Most accidents involving electricity in the home arise through faults in, or misuse of, domestic appliances or the electrical installation. The most common electrical hazards in the home are electric shock, fire and burns.
These are often caused by:
- The electrical installation/equipment deteriorating over time
- Damaged switches, sockets, and electrical equipment
- Misuse of the installation and equipment
- Poor/lack of maintenance
If you're a landlord, you are required by law to ensure your property meets several electrical safety standards. With this handy guide, we'll ensure you stay on the right side of that law!
By law you are required to ensure:
- That the electrical installation in your property is safe at the start of the tenancy
At the start of a tenancy, it is your responsibility to ensure the electrics in your property are in a safe condition. To do this you should ideally get an electrician to carry out a basic visual safety check. This basic safety check will ensure there are no hazards such as broken sockets and light switches, no signs of scorching due to overloading and no damaged cables.

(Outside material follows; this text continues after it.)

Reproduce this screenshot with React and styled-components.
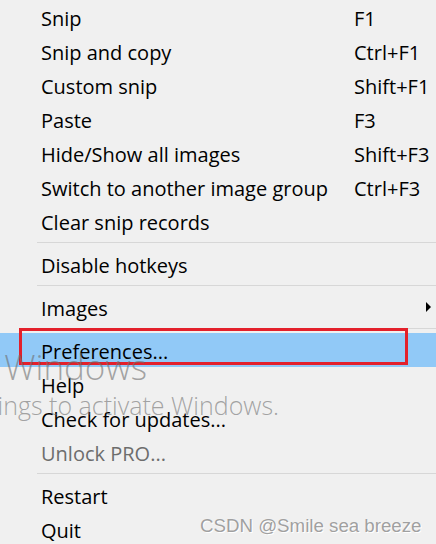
import React from "react";
import styled, { createGlobalStyle } from "styled-components";

const GlobalStyle = createGlobalStyle`
  html, body {
    margin: 0;
    padding: 0;
    background: #f0f0f0;
    overflow: hidden;
  }
`;

const Menu = styled.div`
  position: relative;
  width: 436px;
  height: 544px;
  overflow: hidden;
  background: #f0f0f0;
  font-family: "Open Sans", "Noto Sans", sans-serif;
  font-size: 20px;
  color: #000;
`;

const Item = styled.div`
  display: flex;
  align-items: center;
  height: 34px;
  padding: 2px 0 0 41px;
  box-sizing: border-box;
  background: ${(p) => (p.$active ? "#91c9f7" : "transparent")};
  color: ${(p) => (p.$disabled ? "#6d6d6d" : "#000")};
  white-space: nowrap;
`;

const Label = styled.span`
  width: 313px;
  flex: none;
`;

const Shortcut = styled.span`
  flex: 1;
`;

const SubArrow = styled.span`
  margin: -2px 5px 0 auto;
  width: 0;
  height: 0;
  border-top: 5px solid transparent;
  border-bottom: 5px solid transparent;
  border-left: 5px solid #000;
`;

const Separator = styled.div`
  height: 1px;
  margin: 4px 0 4px 37px;
  background: #d7d7d7;
`;

const Callout = styled.div`
  position: absolute;
  left: 19px;
  top: 328px;
  width: 389px;
  height: 37px;
  box-sizing: border-box;
  border: 3px solid #e3202b;
  pointer-events: none;
`;

const Watermark = styled.div`
  position: absolute;
  white-space: nowrap;
  font-family: "Open Sans", "Noto Sans", sans-serif;
  font-weight: 300;
  color: rgba(110, 110, 110, 0.6);
  right: ${(p) => p.$right}px;
  top: ${(p) => p.$top}px;
  font-size: ${(p) => p.$size}px;
  line-height: 1;
`;

const Credit = styled.div`
  position: absolute;
  left: 200px;
  top: 515px;
  font-family: "Liberation Sans", Arial, sans-serif;
  font-size: 18.7px;
  color: #a0a0a0;
  text-shadow: 0 0 1px #fff, 1px 1px 0 #fff;
  white-space: nowrap;
`;

const groups = [
  [
    { label: "Snip", key: "F1" },
    { label: "Snip and copy", key: "Ctrl+F1" },
    { label: "Custom snip", key: "Shift+F1" },
    { label: "Paste", key: "F3" },
    { label: "Hide/Show all images", key: "Shift+F3" },
    { label: "Switch to another image group", key: "Ctrl+F3" },
    { label: "Clear snip records" },
  ],
  [{ label: "Disable hotkeys" }],
  [{ label: "Images", sub: true }],
  [
    { label: "Preferences...", active: true },
    { label: "Help" },
    { label: "Check for updates..." },
    { label: "Unlock PRO...", disabled: true },
  ],
  [{ label: "Restart" }, { label: "Quit" }],
];

export default function App() {
  return (
    <>
      <GlobalStyle />
      <Menu>
        {groups.map((group, gi) => (
          <React.Fragment key={gi}>
            {gi > 0 && <Separator />}
            {group.map((it) => (
              <Item key={it.label} $active={it.active} $disabled={it.disabled}>
                <Label>{it.label}</Label>
                {it.key && <Shortcut>{it.key}</Shortcut>}
                {it.sub && <SubArrow />}
              </Item>
            ))}
          </React.Fragment>
        ))}
        <Callout />
        <Watermark $right={289} $top={349} $size={35}>
          Activate Windows
        </Watermark>
        <Watermark $right={157} $top={393} $size={25}>
          Go to Settings to activate Windows.
        </Watermark>
        <Credit>CSDN @Smile sea breeze</Credit>
      </Menu>
    </>
  );
}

If you own a House in Multiple Occupation (HMO) you are legally obliged to have a full electrical inspection carried out on your property every five years. If your property is not a HMO property it is still very strongly advised that you have a full electrical inspection carried out every five years. As part of this inspection – called a periodic inspection or an EICR (Electrical Installation Condition Report), you should also conduct a portable appliance test (PAT).
- That the electrical installation and appliances are maintained and in a safe condition throughout the tenancy
Over time the electrical installation and appliances can deteriorate and become damaged for a number of different reasons. We suggest that you periodically check these or have an electrician check them on your behalf. You should:
- Check there are no cuts or abrasions in cable coverings
- Check the cable coverings of plugs are gripped by the cord grip in the plug top and that no coloured cables are visible
- Check plugs aren't damaged – no cracks to the case or bent pins
- Check there are no signs of overheating or burning on plugs and sockets
- Check that appliances aren't damaged
- That any appliances you provide in the property have the CE marking and are safe
It is your responsibility to ensure the appliances you provide are safe and meet European safety law requirements. To ensure this, make sure you only purchasing appliances that are marked with the CE logo.
To ensure your appliances are safe as part of the periodic inspection, your electrician should also conduct a PAT on any portable electrical appliances that you have provided with the property. By conducting this test your electrician will confirm that these appliances are safe and in working in order. To confirm this sticker will be added to the plug of each device to show the date it was tested.